In Ucraina i preti si sposano con la benedizione del Vaticano

Pubblicato il 13 Aprile 2010 - 08:52 OLTRE 6 MESI FA

Mentre il resto dell’Europa (e non solo) è scosso dagli scandali che coinvolgono alcuni preti cattolici in episodi di pedofilia e si domanda se il celibato possa esserne una delle cause, nell’Ucraina occidentale molti sacerdoti si sposano, si riproducono con la benedizione del Vaticano e seguono la propria vocazione circondati da nidiate di bambini, tra cui – naturalmente – anche i propri figli.

Questo perché la Chiesa greco-cattolica ucraina, come le altre che seguono il Rito Orientale e a differenza, invece, di quella cattolica-romana, ammette il matrimonio dei propri “pastori”, fedeli al Papa come gli altri e guidati da un “regolare” cardinale alle dipendenze del Vaticano. Un “compromesso” accettato da Roma da secoli, allo scopo di riuscire a tenere un “piede” in un’area altrimenti dominata dalla Chiesa ortodossa. Che suggerisce, però, una visione sulla sessualità dei preti meno radicale di quella che ci si aspetterebbe, viste le posizioni ufficiali del Vaticano.

La famiglia Volovetskiy ne è un esempio. Il padre, reverendo Yuriy Volovetskiy, ha una piccola parrocchia, mentre la moglie, Vera, insegna catechismo. Tra i sei figli – di età compresa tra i 21 e i 9 anni – Pavlina, la maggiore, vorrebbe seguire le orme della madre, mentre Roman, 16 anni, quelle del padre. Un quadretto idilliaco – ritratto da un articolo del New York Times – che dimostra quanto la famiglia possa essere compatibile con l’abito talare, che anche padre Yuriy indossa con orgoglio.

«Il mio ruolo di papà è estremamente importante nel mio lavoro – spiega padre Volovetskiy, 45 anni – perché mi aiuta a capire i problemi dei miei fedeli, che in questo modo mi sentono più vicino a loro.
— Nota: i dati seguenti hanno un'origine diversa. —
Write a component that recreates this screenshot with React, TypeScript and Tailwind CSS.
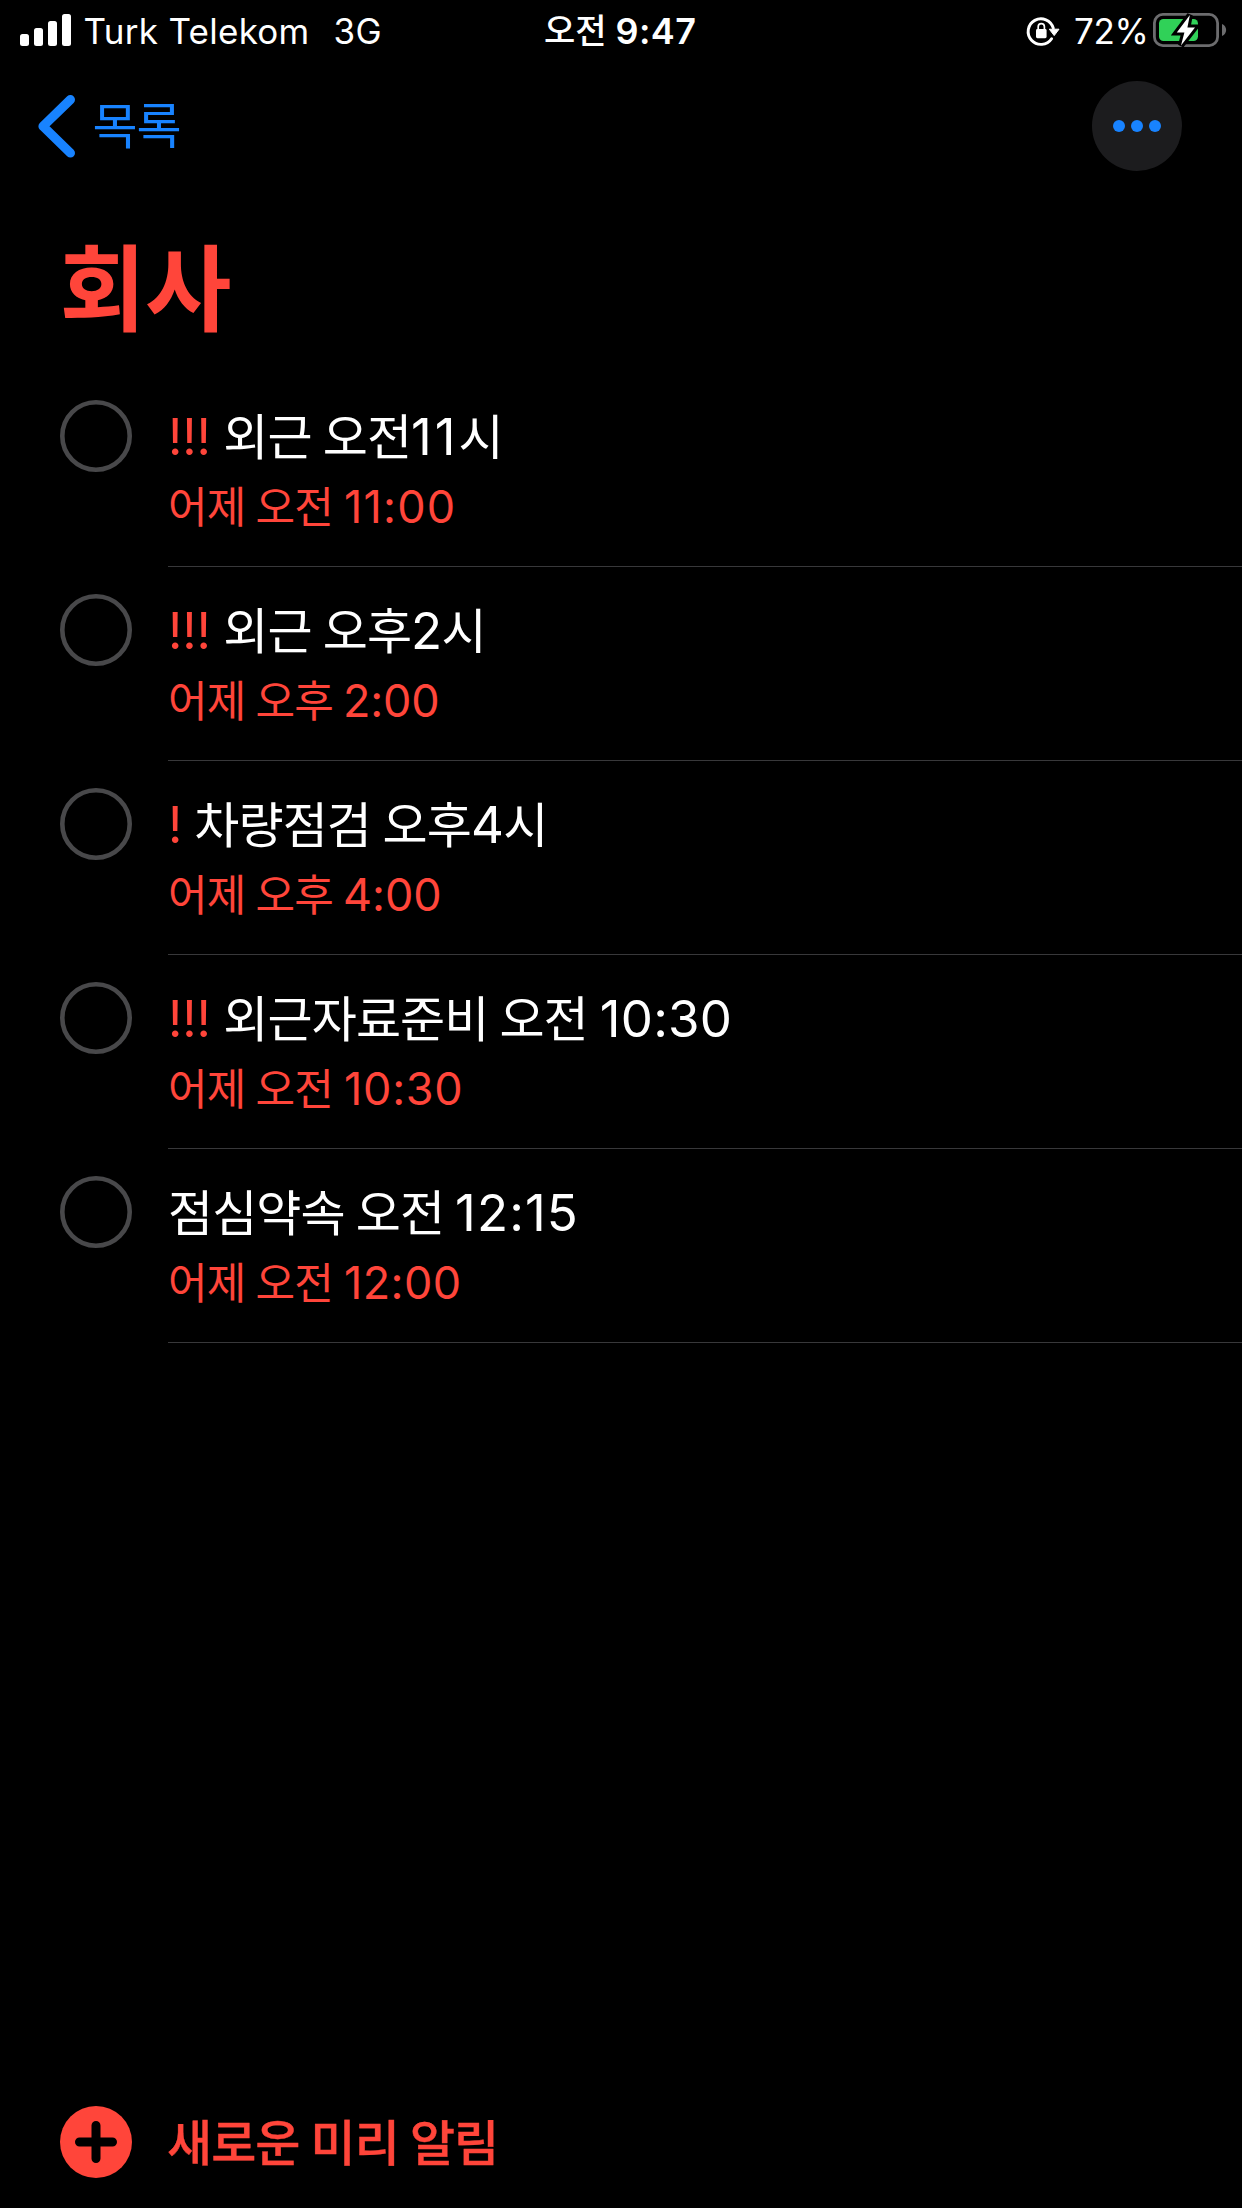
type Segment = { text: string; cls: string };
type Reminder = { title: Segment[]; due: Segment[] };

const KR = "font-['Noto_Sans_CJK_KR',sans-serif] text-[49px] tracking-[-0.9px]";
const LATIN = "font-['Inter',sans-serif] text-[51px]";
const DUE_KR = "font-['Noto_Sans_CJK_KR',sans-serif] text-[43px] tracking-[-0.8px]";
const DUE_LATIN = "font-['Inter',sans-serif] text-[45px]";
const MARK = "font-['Inter',sans-serif] text-[50px] tracking-[-0.1px] text-[#ff453a]";

const reminders: Reminder[] = [
  {
    title: [
      { text: '!!!', cls: `${MARK} mr-[12.5px]` },
      { text: '외근', cls: `${KR} mr-[11px]` },
      { text: '오전', cls: KR },
      { text: '11', cls: `${LATIN} tracking-[3px]` },
      { text: '시', cls: KR },
    ],
    due: [
      { text: '어제', cls: `${DUE_KR} mr-[10px]` },
      { text: '오전', cls: `${DUE_KR} mr-[11px]` },
      { text: '11:00', cls: `${DUE_LATIN} tracking-[1.2px]` },
    ],
  },
  {
    title: [
      { text: '!!!', cls: `${MARK} mr-[12.5px]` },
      { text: '외근', cls: `${KR} mr-[11px]` },
      { text: '오후', cls: KR },
      { text: '2', cls: `${LATIN} tracking-[-0.7px]` },
      { text: '시', cls: KR },
    ],
    due: [
      { text: '어제', cls: `${DUE_KR} mr-[10px]` },
      { text: '오후', cls: `${DUE_KR} mr-[10px]` },
      { text: '2:00', cls: `${DUE_LATIN} tracking-[-0.2px]` },
    ],
  },
  {
    title: [
      { text: '!', cls: `${MARK} mr-[12px]` },
      { text: '차량점검', cls: `${KR} mr-[11.5px]` },
      { text: '오후', cls: KR },
      { text: '4', cls: `${LATIN} tracking-[-0.7px]` },
      { text: '시', cls: KR },
    ],
    due: [
      { text: '어제', cls: `${DUE_KR} mr-[10px]` },
      { text: '오후', cls: `${DUE_KR} mr-[10px]` },
      { text: '4:00', cls: `${DUE_LATIN} tracking-[-0.1px]` },
    ],
  },
  {
    title: [
      { text: '!!!', cls: `${MARK} mr-[12.5px]` },
      { text: '외근자료준비', cls: `${KR} mr-[11px]` },
      { text: '오전', cls: `${KR} mr-[12px]` },
      { text: '10:30', cls: `${LATIN} tracking-[0.2px]` },
    ],
    due: [
      { text: '어제', cls: `${DUE_KR} mr-[10px]` },
      { text: '오전', cls: `${DUE_KR} mr-[11px]` },
      { text: '10:30', cls: `${DUE_LATIN} tracking-[0.7px]` },
    ],
  },
  {
    title: [
      { text: '점심약속', cls: `${KR} mr-[11px]` },
      { text: '오전', cls: `${KR} mr-[11px]` },
      { text: '12:15', cls: `${LATIN} tracking-[1.1px]` },
    ],
    due: [
      { text: '어제', cls: `${DUE_KR} mr-[10px]` },
      { text: '오전', cls: `${DUE_KR} mr-[11px]` },
      { text: '12:00', cls: `${DUE_LATIN} tracking-[0.4px]` },
    ],
  },
];

function Line({ segments }: { segments: Segment[] }) {
  return (
    <>
      {segments.map((s, i) => (
        <span key={i} className={s.cls}>
          {s.text}
        </span>
      ))}
    </>
  );
}

function StatusBar() {
  return (
    <header className="flex h-[62px] shrink-0 items-start whitespace-nowrap font-['Inter',sans-serif] text-[35px] leading-[62px]">
      <div className="flex w-[544px] items-start">
        <div className="ml-[20px] flex h-[46px] items-end gap-[5px]">
          <i className="h-[12px] w-[9px] rounded-[2.5px] bg-white" />
          <i className="h-[18px] w-[9px] rounded-[2.5px] bg-white" />
          <i className="h-[25px] w-[9px] rounded-[2.5px] bg-white" />
          <i className="h-[32px] w-[9px] rounded-[2.5px] bg-white" />
        </div>
        <span className="ml-[12.5px] w-[250px] tracking-[0.28px]">Turk Telekom</span>
        <span className="tracking-[0.5px]">3G</span>
      </div>
      <div className="flex items-start">
        <span className="font-['Noto_Sans_CJK_KR',sans-serif] text-[34px] font-medium leading-[58px]">오전</span>
        <span className="ml-[9px] text-[36px] font-semibold tracking-[0.4px]">9:47</span>
      </div>
      <div className="ml-auto flex items-start">
        <svg className="mr-[13px] h-[60px] w-[36px]" viewBox="1025 0 36 60" fill="none">
          <path d="M1053.3 28.2 A12.8 12.8 0 1 0 1051.6 38.7" stroke="white" strokeWidth="2.9" strokeLinecap="round" />
          <path d="M1049.3 29.2 H1059 L1054.2 35.6 Z" fill="white" stroke="white" strokeWidth="1" strokeLinejoin="round" />
          <rect x="1036" y="29" width="10.6" height="9.2" rx="1.4" fill="white" />
          <path d="M1038.2 30 V26.8 A3.1 3.1 0 0 1 1044.4 26.8 V30" stroke="white" strokeWidth="1.7" />
        </svg>
        <span className="w-[78px] tracking-[-0.3px]">72%</span>
        <svg className="h-[60px] w-[90px]" viewBox="1152 0 90 60" fill="none">
          <rect x="1154.4" y="14.4" width="63.2" height="31.2" rx="8.5" stroke="#6c6c6e" strokeWidth="2.8" />
          <path d="M1222 24 C1227.5 26 1227.5 34 1222 36 Z" fill="#6c6c6e" />
          <rect x="1159" y="19" width="39" height="22" rx="4.5" fill="#30d158" />
          <path
            d="M1189.9 15 L1176.8 32.4 H1184.4 L1181 45.6 L1195 27.6 H1187.4 Z"
            fill="black"
            stroke="black"
            strokeWidth="6"
          />
          <path d="M1189.9 15 L1176.8 32.4 H1184.4 L1181 45.6 L1195 27.6 H1187.4 Z" fill="white" />
        </svg>
      </div>
    </header>
  );
}

export default function App() {
  return (
    <div className="flex h-[2208px] w-full flex-col overflow-hidden bg-black text-white">
      <StatusBar />

      <nav className="flex h-[120px] shrink-0 items-start justify-between pr-[60px]">
        <button className="flex items-start pl-[36px] text-[#1883ff]">
          <svg className="mt-[29px] h-[70px] w-[44px]" viewBox="36 91 44 70" fill="none">
            <path
              d="M70.4 99.6 L43 126.3 L70.4 153"
              stroke="currentColor"
              strokeWidth="9.2"
              strokeLinecap="round"
              strokeLinejoin="round"
            />
          </svg>
          <span className="ml-[12.5px] font-['Noto_Sans_CJK_KR',sans-serif] text-[49px] leading-[122px] tracking-[-1px]">
            목록
          </span>
        </button>
        <button className="mt-[19px] flex size-[90px] items-center justify-center gap-[6px] rounded-full bg-[#1c1c1e]">
          <i className="size-[12px] rounded-full bg-[#1883ff]" />
          <i className="size-[12px] rounded-full bg-[#1883ff]" />
          <i className="size-[12px] rounded-full bg-[#1883ff]" />
        </button>
      </nav>

      <h1 className="h-[191px] shrink-0 pl-[59.5px] pt-[11px] font-['Noto_Sans_CJK_KR',sans-serif] text-[94px] font-bold leading-[181px] tracking-[-1px] text-[#ff453a]">
        회사
      </h1>

      <ul className="pl-[60px]">
        {reminders.map((r, i) => (
          <li key={i} className="flex h-[194px] gap-[36px]">
            <svg className="mt-[27px] size-[72px] shrink-0" viewBox="0 0 72 72">
              <circle cx="36" cy="36" r="33.7" fill="none" stroke="#48484a" strokeWidth="4.6" />
            </svg>
            <div className="flex grow flex-col border-b border-[#38383a] pt-[31px] whitespace-nowrap">
              <p className="flex h-[60px] items-baseline leading-[60px]">
                <Line segments={r.title} />
              </p>
              <p className="mt-[10px] flex h-[60px] items-baseline leading-[60px] text-[#ff453a]">
                <Line segments={r.due} />
              </p>
            </div>
          </li>
        ))}
      </ul>

      <footer className="mt-auto flex items-start pb-[30px] pl-[60px] text-[#ff453a]">
        <svg className="size-[72px]" viewBox="0 0 72 72">
          <circle cx="36" cy="36" r="36" fill="currentColor" />
          <path d="M36 19.5 V52.5 M19.5 36 H52.5" stroke="black" strokeWidth="9" strokeLinecap="round" />
        </svg>
        <div className="ml-[35px] flex gap-[11px] font-['Noto_Sans_CJK_KR',sans-serif] text-[49px] font-medium leading-[67px] tracking-[-0.9px] [-webkit-text-stroke:0.4px_#ff453a]">
          <span>새로운</span>
          <span>미리</span>
          <span>알림</span>
        </div>
      </footer>
    </div>
  );
}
Per questo ritengo che avere moglie e figli sia più naturale e utile per un prete».

Nonostante i sacerdoti ucraini siano riluttanti nel criticare le affermazioni di Papa Benedetto XVI sulla cruciale importanza del celibato, ammettono però quanto la libertà di cui godono permetta loro di compiere con pienezza la propria vocazione e di comprendere meglio i bisogni dei propri fratelli.

«Le persone si fidano di più di me, perché mi ritengono un uomo con i loro stessi problemi – racconta padre Yuryi – Inoltre, vedendo come la mia famiglia vive, la possono prendere come concreto esempio, perché qui siamo parte integrante della società».
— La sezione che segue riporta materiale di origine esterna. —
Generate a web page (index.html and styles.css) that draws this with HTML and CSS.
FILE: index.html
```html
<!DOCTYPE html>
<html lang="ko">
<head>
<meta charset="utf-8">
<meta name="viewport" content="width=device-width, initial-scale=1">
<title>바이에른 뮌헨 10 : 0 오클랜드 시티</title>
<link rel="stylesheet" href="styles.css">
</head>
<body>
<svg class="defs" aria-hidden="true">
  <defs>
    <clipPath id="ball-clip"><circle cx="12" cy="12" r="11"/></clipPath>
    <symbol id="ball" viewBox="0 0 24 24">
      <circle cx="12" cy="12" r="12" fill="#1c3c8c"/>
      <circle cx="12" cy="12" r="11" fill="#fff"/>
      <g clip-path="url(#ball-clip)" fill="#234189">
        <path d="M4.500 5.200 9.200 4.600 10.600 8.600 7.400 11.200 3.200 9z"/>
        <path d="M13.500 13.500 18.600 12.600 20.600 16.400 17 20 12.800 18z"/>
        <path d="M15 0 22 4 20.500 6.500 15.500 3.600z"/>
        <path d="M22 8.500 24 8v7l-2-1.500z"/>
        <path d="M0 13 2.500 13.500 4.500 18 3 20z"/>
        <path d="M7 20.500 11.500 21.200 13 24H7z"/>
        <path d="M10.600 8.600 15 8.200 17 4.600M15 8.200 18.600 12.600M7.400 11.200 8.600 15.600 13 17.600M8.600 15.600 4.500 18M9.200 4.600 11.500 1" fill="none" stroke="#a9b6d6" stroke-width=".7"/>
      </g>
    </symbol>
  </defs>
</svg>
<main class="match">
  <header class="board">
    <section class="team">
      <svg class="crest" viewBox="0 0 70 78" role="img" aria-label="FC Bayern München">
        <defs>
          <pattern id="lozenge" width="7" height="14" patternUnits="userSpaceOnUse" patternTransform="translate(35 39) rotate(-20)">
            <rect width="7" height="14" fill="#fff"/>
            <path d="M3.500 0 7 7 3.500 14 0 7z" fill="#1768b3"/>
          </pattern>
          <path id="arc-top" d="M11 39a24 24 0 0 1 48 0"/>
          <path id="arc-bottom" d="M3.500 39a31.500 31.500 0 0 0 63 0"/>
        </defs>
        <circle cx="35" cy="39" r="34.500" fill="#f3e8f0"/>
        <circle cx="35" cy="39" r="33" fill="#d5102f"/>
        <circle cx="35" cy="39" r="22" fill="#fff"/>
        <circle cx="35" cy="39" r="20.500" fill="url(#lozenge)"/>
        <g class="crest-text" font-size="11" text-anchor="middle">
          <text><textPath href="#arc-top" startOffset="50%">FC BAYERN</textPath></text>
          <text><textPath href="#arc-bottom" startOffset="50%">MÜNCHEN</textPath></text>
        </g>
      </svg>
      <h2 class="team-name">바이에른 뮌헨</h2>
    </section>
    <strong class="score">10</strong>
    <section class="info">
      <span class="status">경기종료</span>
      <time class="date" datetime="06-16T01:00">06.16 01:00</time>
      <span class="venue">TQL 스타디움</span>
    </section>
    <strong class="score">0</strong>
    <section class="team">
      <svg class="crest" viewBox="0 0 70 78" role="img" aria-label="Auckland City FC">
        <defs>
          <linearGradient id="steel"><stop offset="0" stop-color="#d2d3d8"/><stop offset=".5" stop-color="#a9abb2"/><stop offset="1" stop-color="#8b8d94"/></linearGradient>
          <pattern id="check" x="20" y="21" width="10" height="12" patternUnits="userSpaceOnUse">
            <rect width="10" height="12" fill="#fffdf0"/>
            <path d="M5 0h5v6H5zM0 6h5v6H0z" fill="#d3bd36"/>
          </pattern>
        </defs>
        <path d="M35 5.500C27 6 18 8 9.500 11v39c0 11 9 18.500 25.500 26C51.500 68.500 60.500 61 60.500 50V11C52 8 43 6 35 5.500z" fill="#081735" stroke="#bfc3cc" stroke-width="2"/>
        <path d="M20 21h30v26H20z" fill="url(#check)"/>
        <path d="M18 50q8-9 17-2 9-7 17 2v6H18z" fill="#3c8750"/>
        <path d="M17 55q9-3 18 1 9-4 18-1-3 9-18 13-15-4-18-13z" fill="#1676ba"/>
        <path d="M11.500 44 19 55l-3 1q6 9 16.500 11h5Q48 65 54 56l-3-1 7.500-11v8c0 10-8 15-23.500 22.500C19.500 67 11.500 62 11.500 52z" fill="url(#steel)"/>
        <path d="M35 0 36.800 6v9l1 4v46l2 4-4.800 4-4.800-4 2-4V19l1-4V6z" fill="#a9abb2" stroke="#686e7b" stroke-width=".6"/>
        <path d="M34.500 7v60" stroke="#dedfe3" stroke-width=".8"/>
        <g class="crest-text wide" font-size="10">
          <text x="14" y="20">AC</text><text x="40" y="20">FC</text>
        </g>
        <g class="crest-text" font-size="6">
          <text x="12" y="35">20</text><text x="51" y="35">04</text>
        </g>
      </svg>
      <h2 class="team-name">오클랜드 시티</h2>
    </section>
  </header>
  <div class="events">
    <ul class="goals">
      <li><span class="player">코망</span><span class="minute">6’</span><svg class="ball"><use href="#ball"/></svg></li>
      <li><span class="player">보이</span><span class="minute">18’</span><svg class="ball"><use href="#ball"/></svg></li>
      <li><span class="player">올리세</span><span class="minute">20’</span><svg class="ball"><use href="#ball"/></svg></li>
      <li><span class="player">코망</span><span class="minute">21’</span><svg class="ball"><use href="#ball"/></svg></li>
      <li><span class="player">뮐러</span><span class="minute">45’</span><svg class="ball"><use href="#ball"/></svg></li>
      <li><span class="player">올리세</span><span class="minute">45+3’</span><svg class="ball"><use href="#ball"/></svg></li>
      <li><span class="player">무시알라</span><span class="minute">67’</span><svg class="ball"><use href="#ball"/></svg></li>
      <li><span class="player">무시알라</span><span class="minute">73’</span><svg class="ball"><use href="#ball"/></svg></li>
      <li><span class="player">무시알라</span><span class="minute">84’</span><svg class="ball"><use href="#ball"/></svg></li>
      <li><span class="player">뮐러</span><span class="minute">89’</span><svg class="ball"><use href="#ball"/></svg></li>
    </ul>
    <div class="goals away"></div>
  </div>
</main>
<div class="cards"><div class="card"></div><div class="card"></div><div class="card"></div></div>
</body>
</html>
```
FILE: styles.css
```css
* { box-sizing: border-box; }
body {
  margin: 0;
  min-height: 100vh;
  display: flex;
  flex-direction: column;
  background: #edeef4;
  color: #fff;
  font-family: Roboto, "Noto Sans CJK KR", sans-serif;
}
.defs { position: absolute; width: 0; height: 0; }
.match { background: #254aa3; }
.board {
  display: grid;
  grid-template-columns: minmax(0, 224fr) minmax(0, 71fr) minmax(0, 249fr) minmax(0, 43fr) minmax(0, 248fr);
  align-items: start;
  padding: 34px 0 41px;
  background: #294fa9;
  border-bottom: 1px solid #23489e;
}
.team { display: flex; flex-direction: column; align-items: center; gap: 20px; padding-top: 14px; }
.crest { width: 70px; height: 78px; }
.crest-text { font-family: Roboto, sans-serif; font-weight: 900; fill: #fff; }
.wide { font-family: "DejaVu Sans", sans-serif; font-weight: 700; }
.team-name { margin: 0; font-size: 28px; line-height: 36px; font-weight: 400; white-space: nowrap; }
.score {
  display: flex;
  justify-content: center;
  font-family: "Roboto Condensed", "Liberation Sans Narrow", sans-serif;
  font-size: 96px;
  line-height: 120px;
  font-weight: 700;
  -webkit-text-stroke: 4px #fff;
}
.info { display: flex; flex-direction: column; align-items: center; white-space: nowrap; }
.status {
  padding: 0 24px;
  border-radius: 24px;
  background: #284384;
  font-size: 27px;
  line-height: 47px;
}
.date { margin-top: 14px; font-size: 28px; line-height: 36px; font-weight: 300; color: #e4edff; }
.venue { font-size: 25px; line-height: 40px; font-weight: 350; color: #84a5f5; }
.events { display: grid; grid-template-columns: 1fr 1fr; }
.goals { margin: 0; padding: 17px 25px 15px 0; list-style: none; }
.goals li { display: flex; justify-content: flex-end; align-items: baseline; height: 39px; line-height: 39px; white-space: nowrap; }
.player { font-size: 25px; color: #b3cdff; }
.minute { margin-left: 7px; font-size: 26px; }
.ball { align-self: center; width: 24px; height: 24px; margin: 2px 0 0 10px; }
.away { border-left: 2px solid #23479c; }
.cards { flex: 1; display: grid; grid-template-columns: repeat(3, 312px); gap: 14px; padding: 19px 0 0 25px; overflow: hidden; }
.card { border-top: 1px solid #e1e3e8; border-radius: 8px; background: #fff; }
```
«Siamo sempre sotto gli occhi di tutti – ammette Ramon – sia a scuola che per strada ed è una vera e propria sfida dover essere sempre un modello per gli altri».

Secondo il reverendo Roman Kravchyk, un funzionario anziano della chiesa greco-cattolica ucraina, il celibato va prima di tutto contro la natura umana: «Nessuno può rinunciare alla vita sessuale, perché siamo tutti esseri viventi. Non siamo dei sassi, ma naturalmente ci devono essere dei limiti». Come, per esempio, la monogamia o il divieto di avere rapporti extra-matrimoniali.

«Mi sembra che per un prete celibe sia più difficile spiegare le cose ai parrocchiani, perché non ha esperienza di quello che vivono e nemmeno di ciò che consiglia loro» continua Kravchyk, che si rifiuta però di sostenere ci sia un legame tra gli episodi di pedofilia e l’astinenza sessuale obbligatoria per i preti della chiesa cattolica romana.

Una connessione (accennata anche dal cardinale Christoph Schönborn, arcivescovo di Vienna, nel momento in cui ha invitato la Chiesa romana a chiedersi se gli abusi non potessero spingere a una revisione dell’obbligo del celibato) che il Vaticano ha negato con forza, sostenendo che altrimenti non si sarebbero mai verificati episodi analoghi al di fuori dei seminari, cosa che invece accade frequentemente.

Il cardinale Lubomyr Husar, leader della Chiesa ucraina e – come molti dei sacerdoti ai vertici della gerarchia, celibe – ha preferito non commentare le affermazioni giunte da Oltretevere, ma ha sottolineato come la possibilità di sposarsi potrebbe comunque essere una soluzione al drammatico calo degli aspiranti sacerdoti.